Route And Border Planning

US-to-Canada routes depend heavily on the origin state, destination province, border crossing, pet type, and whether the move is personal, rescue, breeder, or commercial.

Popular entry areas include New York/Ontario, Michigan/Ontario, Washington/British Columbia, Minnesota/Manitoba, North Dakota/Manitoba, and Vermont/Quebec.

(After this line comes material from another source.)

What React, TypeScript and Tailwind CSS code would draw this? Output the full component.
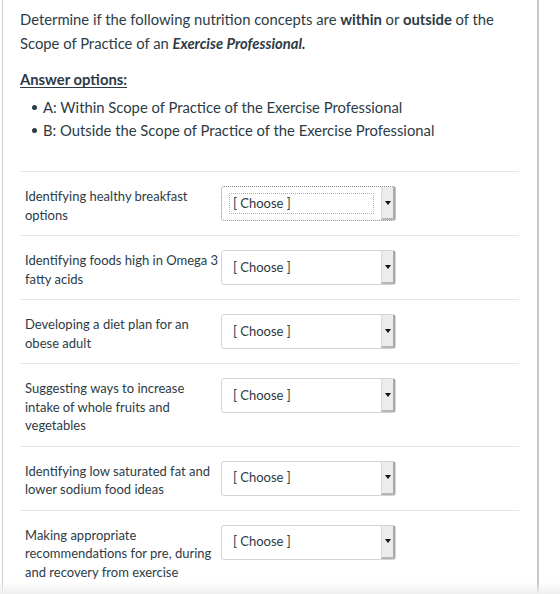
import React from 'react';

const rows: { lines: string[]; focused?: boolean }[] = [
  { lines: ['Identifying healthy breakfast', 'options'], focused: true },
  { lines: ['Identifying foods high in Omega 3', 'fatty acids'] },
  { lines: ['Developing a diet plan for an', 'obese adult'] },
  { lines: ['Suggesting ways to increase', 'intake of whole fruits and', 'vegetables'] },
  { lines: ['Identifying low saturated fat and', 'lower sodium food ideas'] },
  { lines: ['Making appropriate', 'recommendations for pre, during', 'and recovery from exercise'] },
];

const ChooseSelect: React.FC<{ focused?: boolean }> = ({ focused }) => (
  <div
    className={
      'flex h-[35px] w-[175px] shrink-0 items-stretch rounded-[3px] bg-white ' +
      (focused ? 'border border-dotted border-[#8a8a8a]' : 'border border-[#d4d4d4]')
    }
  >
    <div className="flex flex-1 items-center pl-[7px] pr-[7px]">
      <span
        className={
          'flex h-[21px] w-full items-center pl-[3px] text-[13px] text-[#2d3b45] ' +
          (focused ? 'border border-dotted border-[#b0b0b0]' : 'border border-transparent')
        }
      >
        [ Choose ]
      </span>
    </div>
    <div className="flex w-[14px] items-center justify-center border-l border-[#dcdcdc] border-r-2 border-r-[#a9a9a9] border-b-2 border-b-[#b5b5b5] bg-[#ececec]">
      <span className="h-0 w-0 border-l-[3px] border-r-[3px] border-t-[4px] border-l-transparent border-r-transparent border-t-[#111]" />
    </div>
  </div>
);

export default function App() {
  return (
    <div className="relative h-[594px] w-[560px] overflow-hidden bg-white text-[#2d3b45]" style={{ fontFamily: 'Lato, "Open Sans", sans-serif' }}>
      <div className="ml-[2px] h-full w-[537px] border-l border-r-2 border-l-[#c9cdd0] border-r-[#c6c6c6] pl-[17px] pr-[18px] pt-[7px]">
        <p className="text-[14.8px] leading-[24px]">
          Determine if the following nutrition concepts are <strong className="font-bold">within</strong> or{' '}
          <strong className="font-bold">outside</strong> of the Scope of Practice of an{' '}
          <em className="font-bold italic">Exercise Professional.</em>
        </p>
        <p className="mt-[12px] text-[14.8px] font-bold leading-[24px] underline underline-offset-2">Answer options:</p>
        <ul className="mt-[5px] pl-[12px] text-[14.8px] leading-[23px]">
          <li className="flex items-center gap-[6px]">
            <span className="h-[5px] w-[5px] rounded-full bg-[#2d3b45]" />
            A: Within Scope of Practice of the Exercise Professional
          </li>
          <li className="flex items-center gap-[6px]">
            <span className="h-[5px] w-[5px] rounded-full bg-[#2d3b45]" />
            B: Outside the Scope of Practice of the Exercise Professional
          </li>
        </ul>

        <div className="mt-[29px] border-t border-[#e5e5e5]">
          {rows.map((row, i) => (
            <div key={i} className="flex items-start border-b border-[#e5e5e5] pb-[11px] pl-[5px] pt-[14px] last:border-b-0">
              <div className="w-[196px] shrink-0 pr-[4px] pt-[1px] text-[13px] leading-[18.5px]">
                {row.lines.map((l, j) => (
                  <div key={j} className="whitespace-nowrap">
                    {l}
                  </div>
                ))}
              </div>
              <div className="mb-[3px]">
                <ChooseSelect focused={row.focused} />
              </div>
            </div>
          ))}
        </div>
      </div>
      <div className="pointer-events-none absolute bottom-0 left-0 h-[12px] w-full bg-gradient-to-b from-transparent to-[#efefef]" />
    </div>
  );
}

Useful hubs on or near this corridor include Buffalo, Detroit, Seattle, Minneapolis, Chicago, New York City, Boston, Burlington, Toronto, Ottawa, Montreal, Vancouver, Calgary, and Winnipeg. If you can meet near a hub, airport, highway, or border-side city, the operator may have more route options.

How To Book Safely

  1. Confirm the exact pet type, age, purpose of move, and destination province.
  2. Ask your vet and official APHIS/CFIA sources what documents apply.
  3. Ask the operator which border crossing or airport route they plan to use.
  4. Get contract, payment terms, refund terms, route timing, and emergency rules in writing.
  5. Use tracked payment. Avoid gift cards, crypto, wire transfer, and friends-and-family payment.

Red flag: if an operator will not discuss paperwork, border timing, or who is responsible if documents are rejected, do not book that route.